President Obama at the National Prayer Breakfast
Many have remarked on it: President Obama’s strong statements at this year’s National Breakfast in support of religious freedom around the world seemed at odds with some of the actions of his administration. Skeptics noted how cavalier the President has been about securing an influential person to fill the post of ambassador-at-large for international religious freedom, how a unanimous Supreme Court rejected the administration’s denial that religious institutions have a constitutional right to select their own ministerial leaders (the Hosanna-Tabor decision), the administration’s dogged persistent in requiring free coverage of contraceptives . . .
There was also this interesting passage in the speech: the mention of governmental opposition to people because of “who they love” in a paragraph about global threats to freedom of religion. Is same-sex love an instance of religious freedom? Isn’t it, instead, all too often the reason to suppress religious freedom?
And about that conflagration concerning the contraceptives mandate. Here’s the pointed comment of Michel Sean Winters of Distinctly Catholic blog, no die-hard critic of the President. He wrote, The President’s fine words about religious freedom and respect for the dignity of everyone would have made sense . . .

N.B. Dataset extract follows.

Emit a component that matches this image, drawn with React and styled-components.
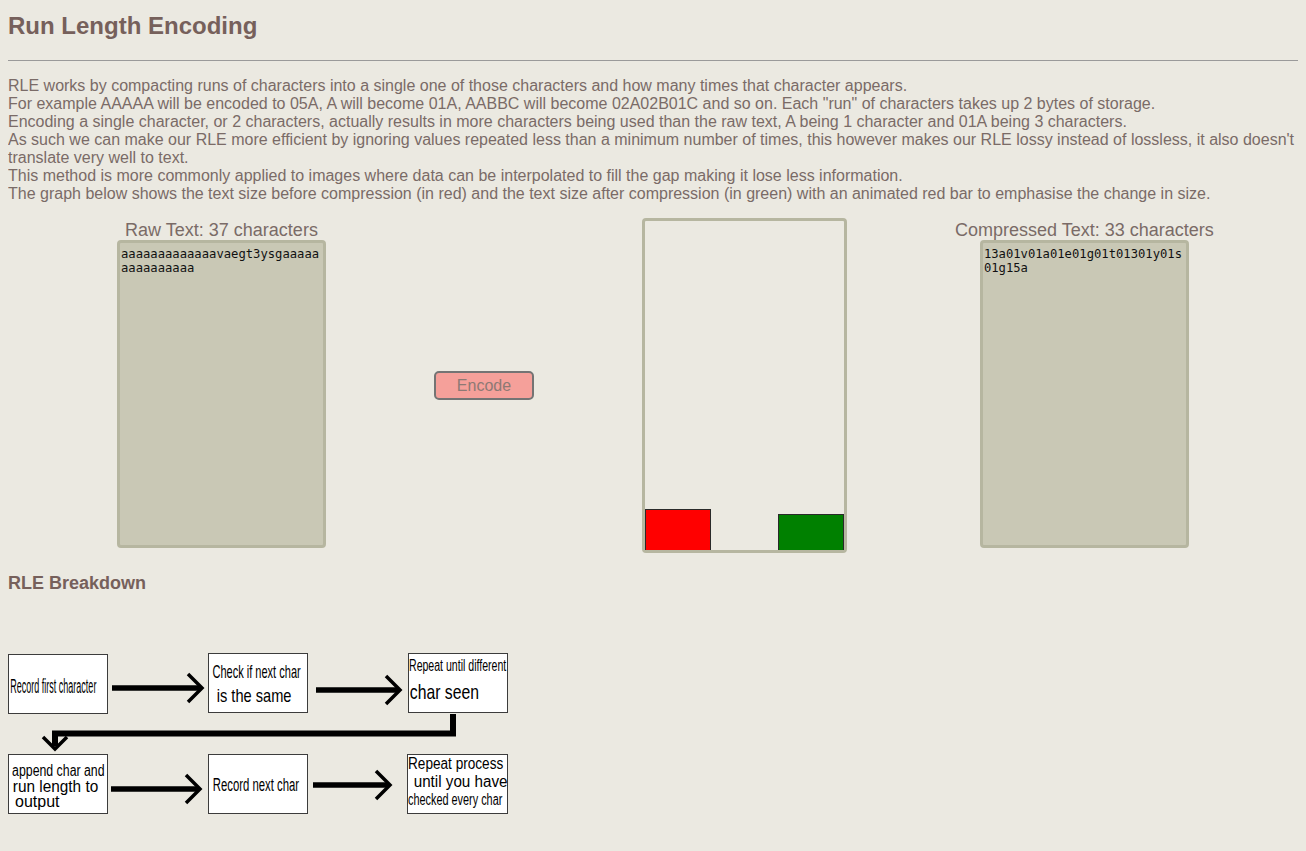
import React from "react";
import styled, { createGlobalStyle } from "styled-components";

const Global = createGlobalStyle`
  html, body { background: #ebe9e1; }
  body {
    margin: 8px;
    font-family: "Liberation Sans", Arial, sans-serif;
    color: #7a6b67;
    overflow: hidden;
  }
`;

const Title = styled.h1`
  margin: 4px 0 0;
  font-size: 24px;
  line-height: 28px;
  font-weight: bold;
  color: #76605b;
`;

const Rule = styled.hr`
  margin: 20px -8px 0 0;
  border: none;
  border-top: 1px solid #9a9a9a;
  height: 0;
`;

const Intro = styled.p`
  margin: 16px 0 0;
  font-size: 16px;
  line-height: 18px;
  color: #7a6b67;
`;

const Stage = styled.div`
  display: flex;
  align-items: flex-start;
  gap: 108px;
  padding-left: 109px;
  margin-top: 15px;
`;

const Column = styled.div`
  display: flex;
  flex-direction: column;
  align-items: center;
  gap: 1px;
`;

const Label = styled.div`
  padding-top: 3px;
  font-size: 18px;
  line-height: 18px;
  color: #7a6b67;
  white-space: nowrap;
`;

const TextBox = styled.div`
  box-sizing: border-box;
  width: 209px;
  height: 308px;
  background: #c9c8b5;
  border: 3px solid #b6b6a0;
  border-radius: 4px;
  padding: 4px 1px;
  font-family: "DejaVu Sans Mono", monospace;
  font-size: 12.2px;
  line-height: 14px;
  color: #111;
  word-break: break-all;
`;

const EncodeButton = styled.button`
  align-self: center;
  box-sizing: border-box;
  width: 100px;
  height: 29px;
  background: #f5a09a;
  border: 2px solid #747474;
  border-radius: 5px;
  font-family: "Liberation Sans", Arial, sans-serif;
  font-size: 16px;
  color: #8d7974;
  padding: 0;
  cursor: pointer;
`;

const Chart = styled.div`
  box-sizing: border-box;
  width: 205px;
  height: 335px;
  border: 3px solid #b6b6a0;
  border-radius: 4px;
  display: flex;
  align-items: flex-end;
  justify-content: space-between;
`;

const Bar = styled.div`
  box-sizing: border-box;
  width: 66px;
  background: ${(p) => p.$color};
  border: 1px solid #2a2a2a;
  border-bottom: none;
`;

const SubTitle = styled.h3`
  margin: 19px 0 0;
  font-size: 18px;
  line-height: 22px;
  font-weight: bold;
  color: #76605b;
`;

const Diagram = styled.div`
  display: flex;
  flex-direction: column;
  width: 510px;
  margin-top: 59px;
`;

const Row = styled.div`
  display: flex;
  align-items: flex-start;
`;

const Box = styled.div`
  box-sizing: border-box;
  width: ${(p) => p.$w || 100}px;
  height: 60px;
  margin-top: ${(p) => p.$mt || 0}px;
  padding-top: ${(p) => p.$pt}px;
  display: flex;
  flex-direction: column;
  background: #fff;
  border: 1px solid #3c3c3c;
  overflow: hidden;
  color: #000;
  font-family: "Liberation Sans", Arial, sans-serif;
`;

const Text = styled.div`
  padding-left: ${(p) => p.$pl || 0}px;
  font-size: ${(p) => p.$size}px;
  line-height: ${(p) => p.$lh}px;
  height: ${(p) => p.$lh}px;
  transform: scaleX(${(p) => p.$sx || 1});
  transform-origin: left center;
  white-space: nowrap;
`;

const ArrowCell = styled.svg`
  display: block;
  flex: none;
`;

const Connector = styled.svg`
  display: block;
`;

const raw = "aaaaaaaaaaaaavaegt3ysgaaaaaaaaaaaaaaa";
const compressed = "13a01v01a01e01g01t01301y01s01g15a";

function Arrow({ x1, x2, y, w = 100 }) {
  return (
    <ArrowCell width={w} height="60">
      <g stroke="#000" fill="none">
        <line x1={x1} y1={y} x2={x2 - 2} y2={y} strokeWidth="5.5" />
        <polyline
          points={`${x2 - 14},${y - 14} ${x2},${y} ${x2 - 14},${y + 14}`}
          strokeWidth="3.5"
        />
      </g>
    </ArrowCell>
  );
}

export default function App() {
  const rawLen = raw.length;
  const compLen = compressed.length;
  const scale = 1.1;
  return (
    <>
      <Global />
      <Title>Run Length Encoding</Title>
      <Rule />
      <Intro>
        RLE works by compacting runs of characters into a single one of those characters and how many times that character appears.
        <br />
        For example AAAAA will be encoded to 05A, A will become 01A, AABBC will become 02A02B01C and so on. Each "run" of characters takes up 2 bytes of storage.
        <br />
        Encoding a single character, or 2 characters, actually results in more characters being used than the raw text, A being 1 character and 01A being 3 characters.
        <br />
        As such we can make our RLE more efficient by ignoring values repeated less than a minimum number of times, this however makes our RLE lossy instead of lossless, it also doesn't translate very well to text.
        <br />
        This method is more commonly applied to images where data can be interpolated to fill the gap making it lose less information.
        <br />
        The graph below shows the text size before compression (in red) and the text size after compression (in green) with an animated red bar to emphasise the change in size.
      </Intro>
      <Stage>
        <Column>
          <Label>Raw Text: {rawLen} characters</Label>
          <TextBox>{raw}</TextBox>
        </Column>
        <EncodeButton>Encode</EncodeButton>
        <Chart>
          <Bar $color="#ff0000" style={{ height: Math.round(rawLen * scale) + "px" }} />
          <Bar $color="#008000" style={{ height: Math.round(compLen * scale) + "px" }} />
        </Chart>
        <Column>
          <Label>Compressed Text: {compLen} characters</Label>
          <TextBox>{compressed}</TextBox>
        </Column>
      </Stage>
      <SubTitle>RLE Breakdown</SubTitle>
      <Diagram>
        <Row>
          <Box $mt={1} $pt={19}>
            <Text $pl={3} $size={20} $lh={24} $sx={0.45}>Record first character</Text>
          </Box>
          <Arrow x1={4} x2={94} y={35} />
          <Box $pt={6}>
            <Text $pl={6} $size={19} $lh={24} $sx={0.58}>Check if next char</Text>
            <Text $pl={10} $size={19} $lh={24} $sx={0.77}>is the same</Text>
          </Box>
          <Arrow x1={8} x2={92} y={37} />
          <Box $pt={2}>
            <Text $pl={0} $size={16} $lh={20} $sx={0.66}>Repeat until different</Text>
            <Text $pl={1} $size={21} $lh={32} $sx={0.75}>char seen</Text>
          </Box>
        </Row>
        <Connector width="510" height="40">
          <g stroke="#000" fill="none">
            <polyline points="445,0 445,19.5 47,19.5 47,32" strokeWidth="6" />
            <polyline points="35,23 47,35 59,23" strokeWidth="3.5" />
          </g>
        </Connector>
        <Row>
          <Box $pt={8}>
            <Text $pl={4} $size={16} $lh={15.5} $sx={0.77}>append char and</Text>
            <Text $pl={4} $size={16} $lh={15.5} $sx={0.96}>run length to</Text>
            <Text $pl={6} $size={16} $lh={15.5} $sx={1}>output</Text>
          </Box>
          <Arrow x1={3} x2={92} y={35} />
          <Box $pt={18}>
            <Text $pl={6} $size={18} $lh={24} $sx={0.63}>Record next char</Text>
          </Box>
          <Arrow x1={5} x2={82} y={31} w={99} />
          <Box $w={101} $pt={0}>
            <Text $pl={0} $size={16} $lh={18} $sx={0.85}>Repeat process</Text>
            <Text $pl={6} $size={16} $lh={18} $sx={0.95}>until you have</Text>
            <Text $pl={0} $size={16} $lh={18} $sx={0.68}>checked every char</Text>
          </Box>
        </Row>
      </Diagram>
    </>
  );
}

” . . . if he had added, ‘Therefore, I am instructing the Secretary of Health and Human Services to stop obstructing the awarding of contracts to combat human trafficking to the USCCB which does such great work in that field. I am also instructing Secretary Sebelius to devise a better means of delivering the free contraceptive care to women who want, finding a way that does not infringe on the religious liberty of those religious institutions that object to contraception and, further, I am instructing the Attorney General to let the University of Notre Dame alone. And, I would also like to take this opportunity to apologize on behalf of the Department of Justice for that ridiculous brief in Hosanna-Tabor.’
“But, the President did not say any of that, which makes what he did say about religious freedom seem at least a little bit rich.”